A propósito, ensina Luciano Coelho Ávila “O exame de casos sobre ações individuais pleiteando a satisfação de direitos sociais indicará que, atrelados a um modelo tradicional e obsoleto de solução interindividual de conflitos regulado pelas leis e procedimentos em vigor, os juízes ainda tendem a considera-los erroneamente, apenas como direitos individuais puros, desconsiderando os impactos deletérios de suas decisões individualistas no plano da coletividade como um todo” (Políticas Públicas de Prestação Social. Belo Horizonte: D’Plácido, 2016, p. 189-190).

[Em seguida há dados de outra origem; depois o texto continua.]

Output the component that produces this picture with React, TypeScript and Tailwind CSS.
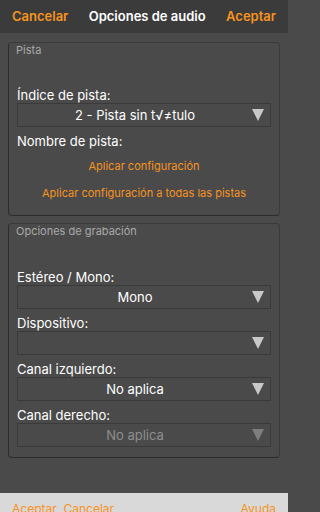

O Poder Executivo, como gestor de recursos escassos, estabelece diretrizes e critérios objetivos para acesso às creches públicas, quais sejam: a) baixa renda: com prioridade para a criança cuja família participa de algum programa de assistência social; b) medida protetiva: criança em situação de vulnerabilidade social; c) risco nutricional: criança desnutrida; d) mãe trabalhadora. A concessão de pleitos individuais acaba por desconsiderar tais critérios, ofende o princípio da isonomia e fomenta um crescente aumento de demandas particulares, com beneficio apenas àqueles que tiveram condições de acessar à Justiça. Em face de uma constante – e cada vez maior – insuficiência de recursos financeiros para atender às múltiplas demandas sociais, a atuação do Poder Judiciário deve ser cautelosa e sempre considerar a complexidade inerente aos diversos ciclos político-administrativos da elaboração e execução das políticas públicas.A presente discussão, ao contrário do que tem ocorrido nas Cortes Superiores (STF e STJ), não se dá no âmbito de ação civil pública quando a perspectiva de análise do direito à educação é meta individual. No processo coletivo, a afirmação do direito à creche, a necessidade de estabelecer critérios para matrícula ou mesmo o pedido no sentido de construir estabelecimentos de ensino não significa priorizar algumas crianças em detrimento de outras, preservando-se a isonomia.

Conclui-se, portanto, pela impossibilidade de o Poder Judiciário deferir pleitos individuais para acesso à creche que, reitere-se, acaba por afetar injustamente os critérios estabelecidos para definição da lista de espera, em evidente prejuízo a outras crianças.